Give all the lines below again, exactly, with no pictures.

## [Data segment]
☆ ☆ ☆ ☆

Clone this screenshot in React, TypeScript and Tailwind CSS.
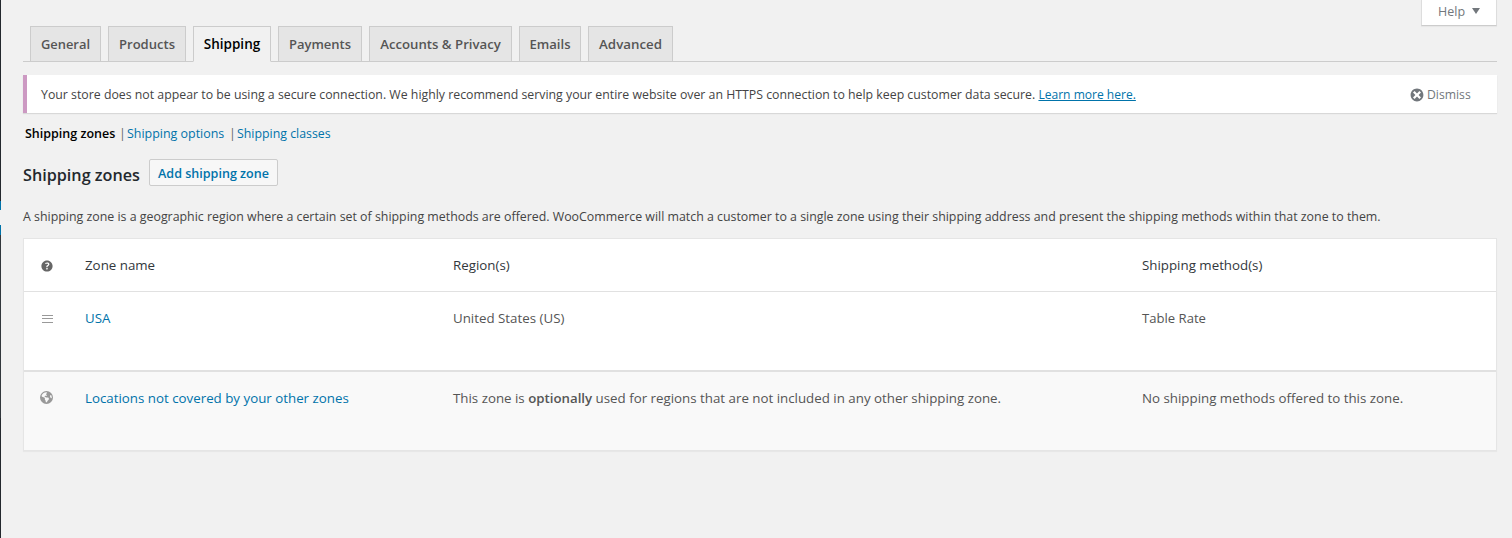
import React from "react";
import { FaEarthAmericas } from "react-icons/fa6";

const tabs = [
  { label: "General", size: "w-[71px] text-[12.9px]" },
  { label: "Products", size: "w-[78px] text-[13.05px]" },
  { label: "Shipping", size: "w-[78px] text-[13.5px]", active: true },
  { label: "Payments", size: "w-[84px] text-[13px]" },
  { label: "Accounts & Privacy", size: "w-[143px] text-[13.2px]" },
  { label: "Emails", size: "w-[62px] text-[13.1px]" },
  { label: "Advanced", size: "w-[85px] text-[13.3px]" },
];

function DismissIcon() {
  return (
    <svg viewBox="0 0 20 20" className="size-4 shrink-0" fill="currentColor">
      <path d="M10 2c4.42 0 8 3.58 8 8s-3.58 8-8 8-8-3.58-8-8 3.58-8 8-8zm5 11l-3-3 3-3-2-2-3 3-3-3-2 2 3 3-3 3 2 2 3-3 3 3z" />
    </svg>
  );
}

function HelpIcon() {
  return (
    <svg viewBox="0 0 20 20" className="size-4" fill="currentColor">
      <path d="M17 10c0-3.87-3.14-7-7-7-3.87 0-7 3.13-7 7s3.13 7 7 7c3.86 0 7-3.13 7-7zm-6.3 1.48H9.14v-.43c0-.38.08-.7.24-.98s.46-.57.88-.89c.41-.29.68-.53.81-.71.14-.18.2-.39.2-.62 0-.25-.09-.44-.28-.58-.19-.13-.45-.19-.79-.19-.58 0-1.25.19-2 .57l-.64-1.28c.87-.49 1.8-.74 2.77-.74.81 0 1.45.2 1.92.58.48.39.71.91.71 1.55 0 .43-.09.8-.29 1.11-.19.32-.57.67-1.11 1.06-.38.28-.61.49-.71.63-.1.15-.15.34-.15.57v.35zm-1.47 2.74c-.18-.17-.27-.42-.27-.73 0-.33.08-.58.26-.75s.43-.25.77-.25c.32 0 .57.09.75.26s.27.42.27.74c0 .3-.09.55-.27.72-.18.18-.43.27-.75.27-.33 0-.58-.09-.76-.26z" />
    </svg>
  );
}

export default function App() {
  return (
    <div className="flex h-[538px] overflow-hidden bg-[#f1f1f1] font-['Open_Sans','Liberation_Sans',sans-serif] text-[#444]">
      <div className="flex w-px shrink-0 flex-col bg-[#23282d]">
        <div className="mt-[201px] h-[9px] bg-[#0073aa]" />
        <div className="h-[15px] bg-[#f1f1f1]" />
        <div className="h-[10px] bg-[#0073aa]" />
        <div className="h-[183px] bg-[#32373c]" />
      </div>

      <div className="relative ml-[22px] flex w-[1474px] flex-col">
        <button className="absolute top-0 right-0 flex h-[26px] w-[76px] items-center border border-t-0 border-[#ddd] border-b-[#ccc] bg-white pl-4 text-[12.5px] text-[#72777c] shadow-[0_1px_1px_rgba(0,0,0,0.04)]">
          Help
          <svg viewBox="0 0 8 6" className="mb-[3px] ml-[7px] h-[6px] w-[8px]" fill="currentColor">
            <path d="M0 0h8L4 6z" />
          </svg>
        </button>

        <nav className="mt-[26px] flex h-[36px] gap-[7px] border-b border-[#ccc] pl-[7px]">
          {tabs.map((t) => (
            <a
              key={t.label}
              className={`flex h-9 justify-center whitespace-nowrap border border-[#ccc] font-semibold leading-[35px] ${t.size} ${
                t.active ? "border-b-[#f1f1f1] bg-[#f1f1f1] text-black" : "bg-[#e5e5e5] text-[#555]"
              }`}
            >
              {t.label}
            </a>
          ))}
        </nav>

        <div className="mt-[13px] flex h-[38px] items-center whitespace-nowrap border-l-4 border-[#cc99c2] bg-white pt-[2px] pr-[27px] pl-[14px] text-[12.32px] shadow-[0_1px_1px_0_rgba(0,0,0,0.1)]">
          <span>
            Your store does not appear to be using a secure connection. We highly recommend serving your entire website
            over an HTTPS connection to help keep customer data secure.{" "}
            <a className="text-[12.05px] text-[#0073aa] underline">Learn more here.</a>
          </span>
          <a className="ml-auto flex items-center gap-[2px] text-[#72777c]">
            <DismissIcon />
            <span className="w-[43px] text-[12.2px]">Dismiss</span>
          </a>
        </div>

        <div className="mt-[12px] flex h-[18px] items-center whitespace-nowrap pl-[2px] text-[12.45px] text-[#0073aa]">
          <a className="w-[94px] text-[12.5px] font-semibold text-black">Shipping zones</a>
          <span className="w-[8px] text-[#666]">|</span>
          <a className="w-[102px]">Shipping options</a>
          <span className="w-[8px] text-[#666]">|</span>
          <a className="text-[12.35px]">Shipping classes</a>
        </div>

        <div className="mt-[16px] flex h-[27px]">
          <h2 className="w-[126px] whitespace-nowrap pt-[4px] text-[16.2px] leading-6 font-semibold text-[#23282d]">Shipping zones</h2>
          <button className="flex h-[27px] w-[129px] items-center justify-center rounded-[2px] border border-[#ccc] bg-[#f7f7f7] pt-[3px] text-[12.55px] font-semibold whitespace-nowrap text-[#0073aa]">
            Add shipping zone
          </button>
        </div>

        <p className="mt-[21px] h-[31px] text-[12.38px] leading-[19px] whitespace-nowrap">
          A shipping zone is a geographic region where a certain set of shipping methods are offered. WooCommerce will
          match a customer to a single zone using their shipping address and present the shipping methods within that
          zone to them.
        </p>

        <div className="flex h-[213px] shrink-0 flex-col border border-[#e5e5e5] bg-white text-[13.32px] leading-5 text-[#555] shadow-[0_1px_1px_rgba(0,0,0,0.04)]">
          <div className="grid h-[53px] grid-cols-[61px_368px_689px_1fr] border-b border-[#e1e1e1] pt-4 text-[#32373c]">
            <span className="pt-[3px] pl-[15px] text-[#666]">
              <HelpIcon />
            </span>
            <span>Zone name</span>
            <span>Region(s)</span>
            <span>Shipping method(s)</span>
          </div>
          <div className="grid h-[80px] grid-cols-[61px_368px_689px_1fr] border-b-2 border-[#e1e1e1] pt-4">
            <span className="flex flex-col pt-[7px] pl-[18px]">
              <i className="h-px w-[11px] bg-[#999]" />
              <i className="mt-[2px] h-px w-[11px] bg-[#999]" />
              <i className="mt-[3px] h-px w-[11px] bg-[#999]" />
            </span>
            <a className="text-[#0073aa]">USA</a>
            <span>United States (US)</span>
            <span className="text-[13.1px]">Table Rate</span>
          </div>
          <div className="grid h-[78px] grid-cols-[61px_368px_689px_1fr] bg-[#f9f9f9] pt-4">
            <span className="pt-[3px] pl-[16px] text-[#999]">
              <FaEarthAmericas className="size-[13px]" />
            </span>
            <a className="text-[#0073aa]">Locations not covered by your other zones</a>
            <span>
              This zone is <b className="text-[13.25px] font-semibold">optionally</b> used for regions that are not
              included in any other shipping zone.
            </span>
            <span>No shipping methods offered to this zone.</span>
          </div>
        </div>
      </div>
    </div>
  );
}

☆ ☆ ☆ ☆

## [The completed task]
Clone this screenshot in React, TypeScript and Tailwind CSS.
import React from "react";
import { FaEarthAmericas } from "react-icons/fa6";

const tabs = [
  { label: "General", size: "w-[71px] text-[12.9px]" },
  { label: "Products", size: "w-[78px] text-[13.05px]" },
  { label: "Shipping", size: "w-[78px] text-[13.5px]", active: true },
  { label: "Payments", size: "w-[84px] text-[13px]" },
  { label: "Accounts & Privacy", size: "w-[143px] text-[13.2px]" },
  { label: "Emails", size: "w-[62px] text-[13.1px]" },
  { label: "Advanced", size: "w-[85px] text-[13.3px]" },
];

function DismissIcon() {
  return (
    <svg viewBox="0 0 20 20" className="size-4 shrink-0" fill="currentColor">
      <path d="M10 2c4.42 0 8 3.58 8 8s-3.58 8-8 8-8-3.58-8-8 3.58-8 8-8zm5 11l-3-3 3-3-2-2-3 3-3-3-2 2 3 3-3 3 2 2 3-3 3 3z" />
    </svg>
  );
}

function HelpIcon() {
  return (
    <svg viewBox="0 0 20 20" className="size-4" fill="currentColor">
      <path d="M17 10c0-3.87-3.14-7-7-7-3.87 0-7 3.13-7 7s3.13 7 7 7c3.86 0 7-3.13 7-7zm-6.3 1.48H9.14v-.43c0-.38.08-.7.24-.98s.46-.57.88-.89c.41-.29.68-.53.81-.71.14-.18.2-.39.2-.62 0-.25-.09-.44-.28-.58-.19-.13-.45-.19-.79-.19-.58 0-1.25.19-2 .57l-.64-1.28c.87-.49 1.8-.74 2.77-.74.81 0 1.45.2 1.92.58.48.39.71.91.71 1.55 0 .43-.09.8-.29 1.11-.19.32-.57.67-1.11 1.06-.38.28-.61.49-.71.63-.1.15-.15.34-.15.57v.35zm-1.47 2.74c-.18-.17-.27-.42-.27-.73 0-.33.08-.58.26-.75s.43-.25.77-.25c.32 0 .57.09.75.26s.27.42.27.74c0 .3-.09.55-.27.72-.18.18-.43.27-.75.27-.33 0-.58-.09-.76-.26z" />
    </svg>
  );
}

export default function App() {
  return (
    <div className="flex h-[538px] overflow-hidden bg-[#f1f1f1] font-['Open_Sans','Liberation_Sans',sans-serif] text-[#444]">
      <div className="flex w-px shrink-0 flex-col bg-[#23282d]">
        <div className="mt-[201px] h-[9px] bg-[#0073aa]" />
        <div className="h-[15px] bg-[#f1f1f1]" />
        <div className="h-[10px] bg-[#0073aa]" />
        <div className="h-[183px] bg-[#32373c]" />
      </div>

      <div className="relative ml-[22px] flex w-[1474px] flex-col">
        <button className="absolute top-0 right-0 flex h-[26px] w-[76px] items-center border border-t-0 border-[#ddd] border-b-[#ccc] bg-white pl-4 text-[12.5px] text-[#72777c] shadow-[0_1px_1px_rgba(0,0,0,0.04)]">
          Help
          <svg viewBox="0 0 8 6" className="mb-[3px] ml-[7px] h-[6px] w-[8px]" fill="currentColor">
            <path d="M0 0h8L4 6z" />
          </svg>
        </button>

        <nav className="mt-[26px] flex h-[36px] gap-[7px] border-b border-[#ccc] pl-[7px]">
          {tabs.map((t) => (
            <a
              key={t.label}
              className={`flex h-9 justify-center whitespace-nowrap border border-[#ccc] font-semibold leading-[35px] ${t.size} ${
                t.active ? "border-b-[#f1f1f1] bg-[#f1f1f1] text-black" : "bg-[#e5e5e5] text-[#555]"
              }`}
            >
              {t.label}
            </a>
          ))}
        </nav>

        <div className="mt-[13px] flex h-[38px] items-center whitespace-nowrap border-l-4 border-[#cc99c2] bg-white pt-[2px] pr-[27px] pl-[14px] text-[12.32px] shadow-[0_1px_1px_0_rgba(0,0,0,0.1)]">
          <span>
            Your store does not appear to be using a secure connection. We highly recommend serving your entire website
            over an HTTPS connection to help keep customer data secure.{" "}
            <a className="text-[12.05px] text-[#0073aa] underline">Learn more here.</a>
          </span>
          <a className="ml-auto flex items-center gap-[2px] text-[#72777c]">
            <DismissIcon />
            <span className="w-[43px] text-[12.2px]">Dismiss</span>
          </a>
        </div>

        <div className="mt-[12px] flex h-[18px] items-center whitespace-nowrap pl-[2px] text-[12.45px] text-[#0073aa]">
          <a className="w-[94px] text-[12.5px] font-semibold text-black">Shipping zones</a>
          <span className="w-[8px] text-[#666]">|</span>
          <a className="w-[102px]">Shipping options</a>
          <span className="w-[8px] text-[#666]">|</span>
          <a className="text-[12.35px]">Shipping classes</a>
        </div>

        <div className="mt-[16px] flex h-[27px]">
          <h2 className="w-[126px] whitespace-nowrap pt-[4px] text-[16.2px] leading-6 font-semibold text-[#23282d]">Shipping zones</h2>
          <button className="flex h-[27px] w-[129px] items-center justify-center rounded-[2px] border border-[#ccc] bg-[#f7f7f7] pt-[3px] text-[12.55px] font-semibold whitespace-nowrap text-[#0073aa]">
            Add shipping zone
          </button>
        </div>

        <p className="mt-[21px] h-[31px] text-[12.38px] leading-[19px] whitespace-nowrap">
          A shipping zone is a geographic region where a certain set of shipping methods are offered. WooCommerce will
          match a customer to a single zone using their shipping address and present the shipping methods within that
          zone to them.
        </p>

        <div className="flex h-[213px] shrink-0 flex-col border border-[#e5e5e5] bg-white text-[13.32px] leading-5 text-[#555] shadow-[0_1px_1px_rgba(0,0,0,0.04)]">
          <div className="grid h-[53px] grid-cols-[61px_368px_689px_1fr] border-b border-[#e1e1e1] pt-4 text-[#32373c]">
            <span className="pt-[3px] pl-[15px] text-[#666]">
              <HelpIcon />
            </span>
            <span>Zone name</span>
            <span>Region(s)</span>
            <span>Shipping method(s)</span>
          </div>
          <div className="grid h-[80px] grid-cols-[61px_368px_689px_1fr] border-b-2 border-[#e1e1e1] pt-4">
            <span className="flex flex-col pt-[7px] pl-[18px]">
              <i className="h-px w-[11px] bg-[#999]" />
              <i className="mt-[2px] h-px w-[11px] bg-[#999]" />
              <i className="mt-[3px] h-px w-[11px] bg-[#999]" />
            </span>
            <a className="text-[#0073aa]">USA</a>
            <span>United States (US)</span>
            <span className="text-[13.1px]">Table Rate</span>
          </div>
          <div className="grid h-[78px] grid-cols-[61px_368px_689px_1fr] bg-[#f9f9f9] pt-4">
            <span className="pt-[3px] pl-[16px] text-[#999]">
              <FaEarthAmericas className="size-[13px]" />
            </span>
            <a className="text-[#0073aa]">Locations not covered by your other zones</a>
            <span>
              This zone is <b className="text-[13.25px] font-semibold">optionally</b> used for regions that are not
              included in any other shipping zone.
            </span>
            <span>No shipping methods offered to this zone.</span>
          </div>
        </div>
      </div>
    </div>
  );
}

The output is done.